- **DATASET SECTION**:
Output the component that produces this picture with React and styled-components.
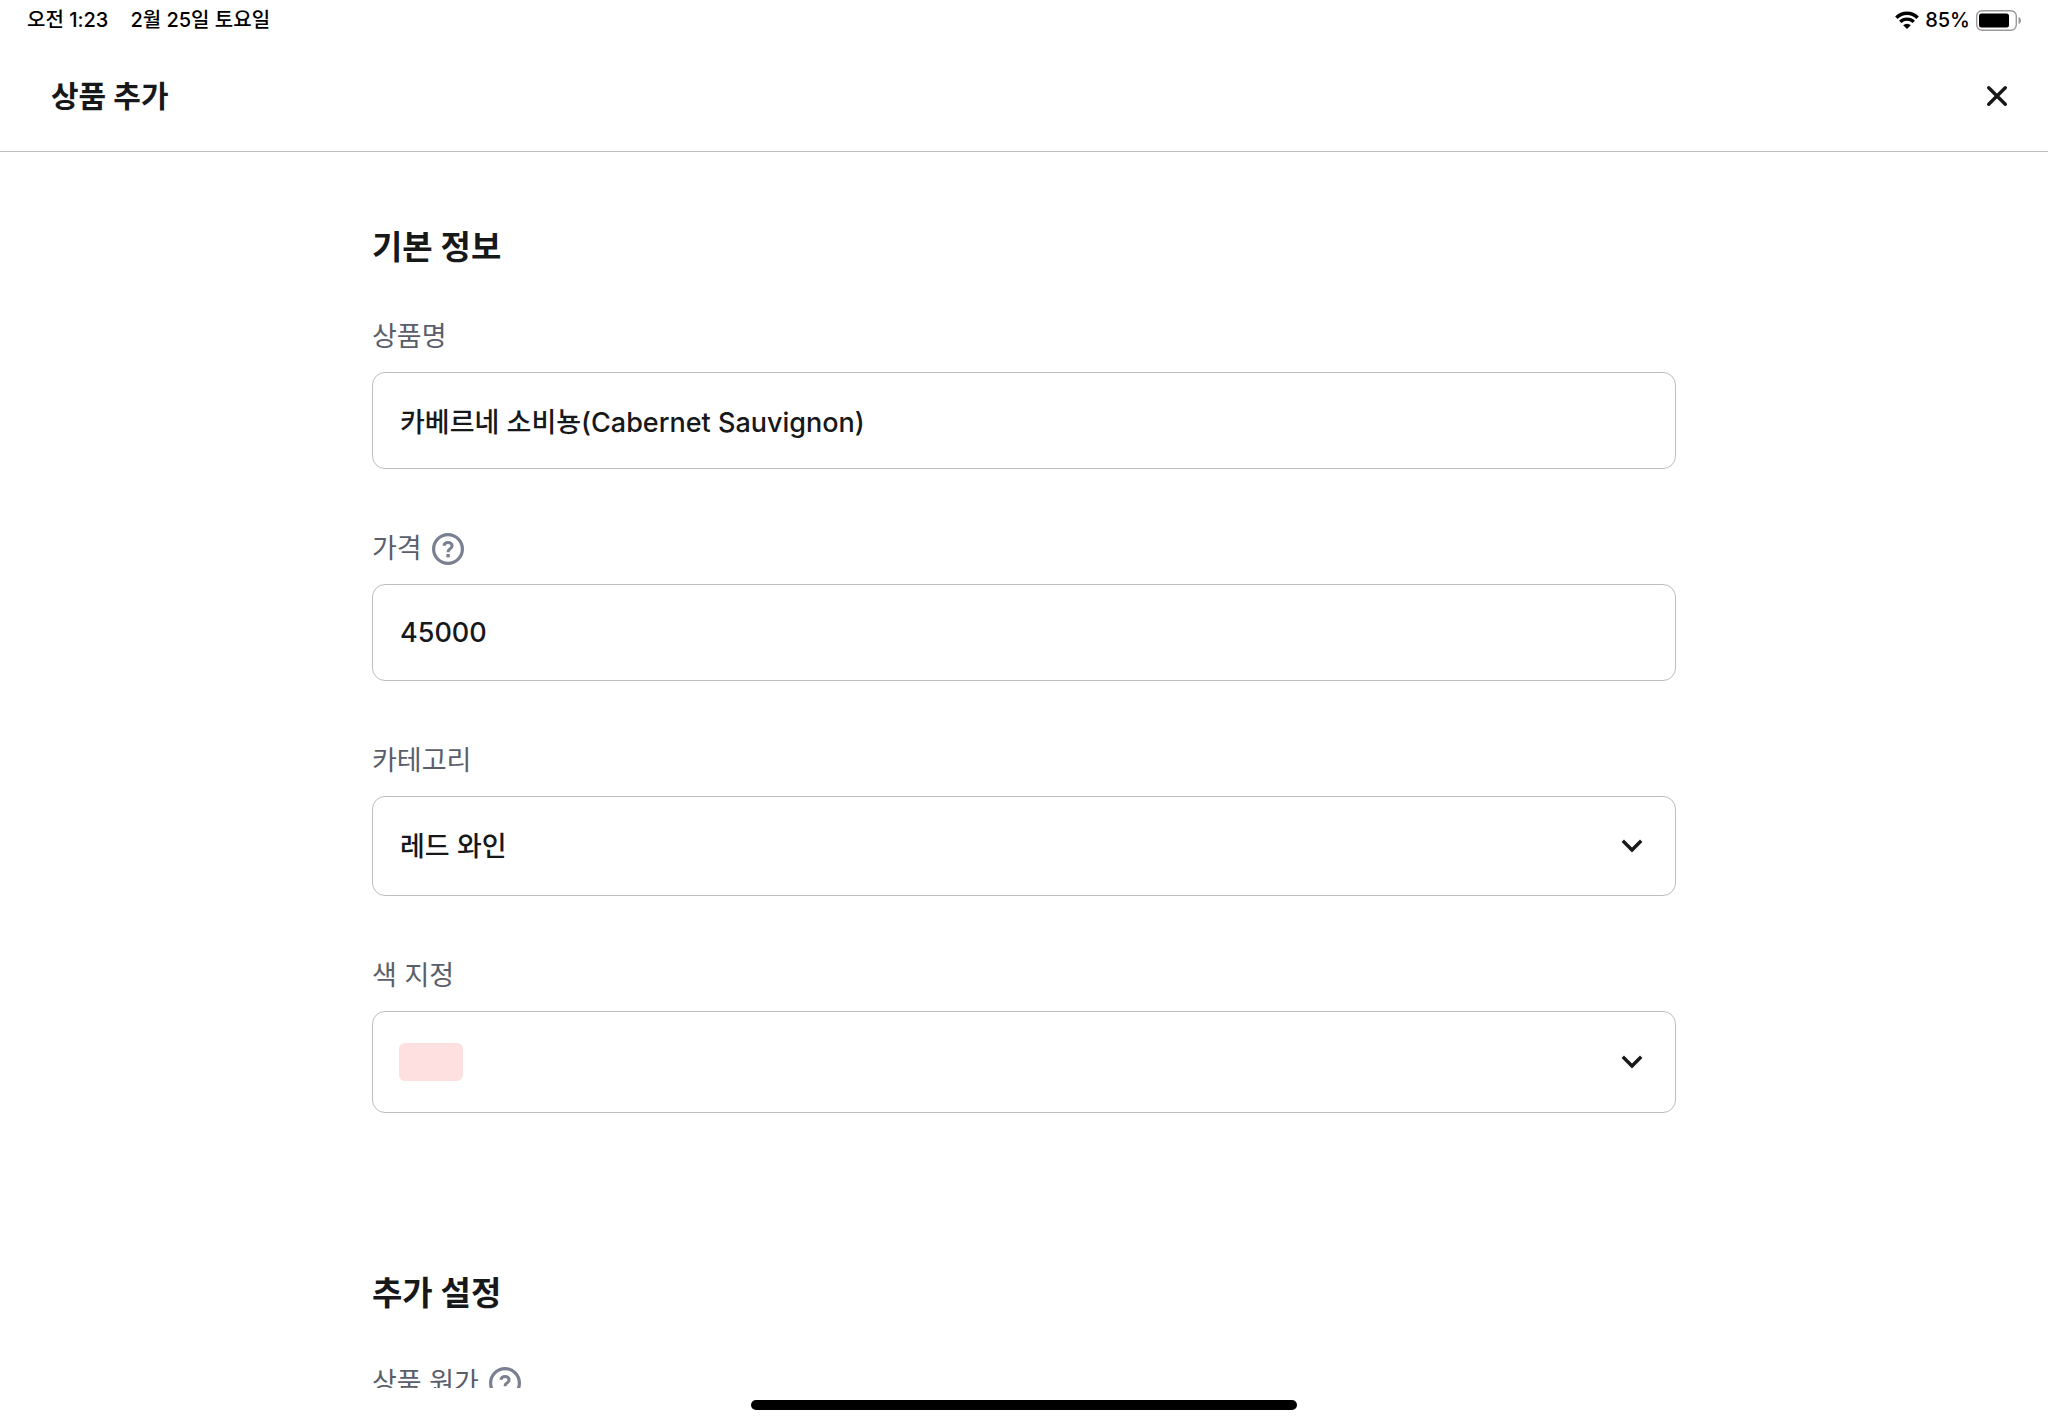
import React, { useState } from "react";
import styled, { createGlobalStyle } from "styled-components";

const GlobalStyle = createGlobalStyle`
  * {
    box-sizing: border-box;
  }
  body {
    margin: 0;
    background: #fff;
    color: #17181a;
    font-family: Inter, "Noto Sans CJK KR", sans-serif;
  }
  button, input, select {
    font-family: inherit;
    color: inherit;
  }
`;

const Screen = styled.div`
  display: flex;
  flex-direction: column;
  height: 100vh;
`;

const StatusBar = styled.div`
  display: flex;
  align-items: center;
  justify-content: space-between;
  flex-shrink: 0;
  height: 40px;
  padding: 0 26px 0 27px;
  color: #000;
  font-size: 20px;
  line-height: 26px;
  font-weight: 500;
`;

const StatusGroup = styled.div`
  display: flex;
  align-items: center;
  gap: ${(props) => props.gap}px;
`;

const Header = styled.header`
  display: flex;
  align-items: center;
  justify-content: space-between;
  flex-shrink: 0;
  height: 112px;
  padding: 0 34px 0 51px;
  border-bottom: 1px solid #bcbdbf;
`;

const Title = styled.h1`
  margin: 0;
  font-size: 30px;
  line-height: 40px;
  font-weight: 700;
`;

const CloseButton = styled.button`
  display: flex;
  padding: 0;
  border: 0;
  background: none;
  cursor: pointer;
`;

const Content = styled.main`
  flex: 1;
  min-height: 0;
  overflow-y: auto;
  scrollbar-width: none;
  padding: 71px 40px 0;
`;

const Form = styled.form`
  display: flex;
  flex-direction: column;
  gap: 156px;
  width: 100%;
  max-width: 1304px;
  margin: 0 auto;
`;

const Section = styled.section`
  display: flex;
  flex-direction: column;
  gap: 60px;
`;

const SectionTitle = styled.h2`
  margin: 0 0 -14px;
  font-size: 33px;
  line-height: 48px;
  font-weight: 700;
`;

const Field = styled.div`
  display: flex;
  flex-direction: column;
  gap: 15px;
`;

const LabelRow = styled.div`
  display: flex;
  align-items: center;
  gap: 10px;
  height: 40px;
`;

const Label = styled.label`
  color: #5a5e6b;
  font-size: 27px;
  line-height: 40px;
  font-weight: 400;
`;

const HelpButton = styled.button`
  display: flex;
  padding: 0;
  border: 0;
  background: none;
  color: #7b8090;
  cursor: pointer;
`;

const TextInput = styled.input`
  width: 100%;
  height: 97px;
  padding: 0 27px;
  border: 1px solid #bcbdbf;
  border-radius: 13px;
  background: #fff;
  font-size: 27px;
  line-height: 40px;
  font-weight: 500;
  outline: none;
`;

const SelectBox = styled.div`
  display: grid;
  align-items: center;
  height: ${(props) => props.height}px;
  > * {
    grid-area: 1 / 1;
  }
  > svg {
    justify-self: end;
    margin-right: 25px;
    pointer-events: none;
  }
`;

const Select = styled.select`
  appearance: none;
  width: 100%;
  height: 100%;
  padding: 0 80px 0 27px;
  border: 1px solid #bcbdbf;
  border-radius: 13px;
  background: #fff;
  font-size: 27px;
  font-weight: 500;
  outline: none;
`;

const Swatch = styled.span`
  width: 64px;
  height: 38px;
  margin-left: 27px;
  border-radius: 6px;
  background: ${(props) => props.color};
  pointer-events: none;
`;

const HomeArea = styled.footer`
  display: flex;
  justify-content: center;
  flex-shrink: 0;
  padding: 12px 0 13px;
`;

const HomeIndicator = styled.div`
  width: 546px;
  height: 10px;
  border-radius: 5px;
  background: #000;
`;

const WifiIcon = () => (
  <svg width="24" height="18" viewBox="0 0 24 18" fill="none">
    <path d="M1.4 6.7a15 15 0 0 1 21.2 0" stroke="#000" strokeWidth="3.6" />
    <path d="M5.3 10.9a9.4 9.4 0 0 1 13.4 0" stroke="#000" strokeWidth="3.4" />
    <path d="M12 18 8.2 14.2a5.4 5.4 0 0 1 7.6 0z" fill="#000" />
  </svg>
);

const BatteryIcon = () => (
  <svg width="46" height="21" viewBox="0 0 46 21" fill="none">
    <rect x="0.7" y="0.7" width="39.6" height="19.6" rx="5.5" stroke="#999" strokeWidth="1.4" />
    <rect x="3" y="3.5" width="30" height="14" rx="2.5" fill="#000" />
    <path d="M42.5 7c3.4 1 3.4 6 0 7z" fill="#999" />
  </svg>
);

const CloseIcon = () => (
  <svg width="34" height="34" viewBox="0 0 34 34" fill="none">
    <path d="m8.7 8.7 16.6 16.6m0-16.6L8.7 25.3" stroke="currentColor" strokeWidth="3.4" strokeLinecap="round" />
  </svg>
);

const ChevronIcon = () => (
  <svg width="38" height="38" viewBox="0 0 38 38" fill="none">
    <path d="m11 15 8 8 8-8" stroke="currentColor" strokeWidth="3.4" strokeLinecap="square" />
  </svg>
);

const HelpIcon = () => (
  <svg width="32" height="32" viewBox="0 0 32 32" fill="none">
    <circle cx="16" cy="16" r="14.4" stroke="currentColor" strokeWidth="3.2" />
    <path
      d="M11.9 12.7c.3-2 1.9-3.3 4.1-3.3 2.4 0 4.1 1.4 4.1 3.4 0 1.5-.8 2.4-2.2 3.3-1.3.8-1.8 1.4-1.8 2.7v.4"
      stroke="currentColor"
      strokeWidth="3"
    />
    <path d="M14.4 21h3.4v3.4h-3.4z" fill="currentColor" />
  </svg>
);

const FieldLabel = ({ id, text, help }) => {
  return (
    <LabelRow>
      <Label htmlFor={id}>{text}</Label>
      {help && (
        <HelpButton type="button" aria-label={`${text} 도움말`}>
          <HelpIcon />
        </HelpButton>
      )}
    </LabelRow>
  );
};

const App = () => {
  const [name, setName] = useState("카베르네 소비뇽(Cabernet Sauvignon)");
  const [price, setPrice] = useState("45000");
  return (
    <Screen>
      <GlobalStyle />
      <StatusBar>
        <StatusGroup gap={22}>
          <span>오전 1:23</span>
          <span>2월 25일 토요일</span>
        </StatusGroup>
        <StatusGroup gap={6}>
          <WifiIcon />
          <span>85%</span>
          <BatteryIcon />
        </StatusGroup>
      </StatusBar>
      <Header>
        <Title>상품 추가</Title>
        <CloseButton type="button" aria-label="닫기">
          <CloseIcon />
        </CloseButton>
      </Header>
      <Content>
        <Form>
          <Section>
            <SectionTitle>기본 정보</SectionTitle>
            <Field>
              <FieldLabel id="name" text="상품명" />
              <TextInput
                id="name"
                value={name}
                onChange={(e) => setName(e.target.value)}
              />
            </Field>
            <Field>
              <FieldLabel id="price" text="가격" help />
              <TextInput
                id="price"
                inputMode="numeric"
                value={price}
                onChange={(e) => setPrice(e.target.value)}
              />
            </Field>
            <Field>
              <FieldLabel id="category" text="카테고리" />
              <SelectBox height={100}>
                <Select id="category" defaultValue="red">
                  <option value="red">레드 와인</option>
                </Select>
                <ChevronIcon />
              </SelectBox>
            </Field>
            <Field>
              <FieldLabel id="color" text="색 지정" />
              <SelectBox height={102}>
                <Select id="color" defaultValue="#ffe0e0">
                  <option value="#ffe0e0" aria-label="연분홍"></option>
                </Select>
                <Swatch color="#ffe0e0" />
                <ChevronIcon />
              </SelectBox>
            </Field>
          </Section>
          <Section>
            <SectionTitle>추가 설정</SectionTitle>
            <Field>
              <FieldLabel id="cost" text="상품 원가" help />
              <TextInput id="cost" inputMode="numeric" />
            </Field>
          </Section>
        </Form>
      </Content>
      <HomeArea>
        <HomeIndicator />
      </HomeArea>
    </Screen>
  );
};

export default App;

- **WHAT YOU ARE ASKED TO DO**: Gather up every line from the listing above in which the word "components" occurs.

- **EXERCISE OUTPUT**:
Output the component that produces this picture with React and styled-components.
import styled, { createGlobalStyle } from "styled-components";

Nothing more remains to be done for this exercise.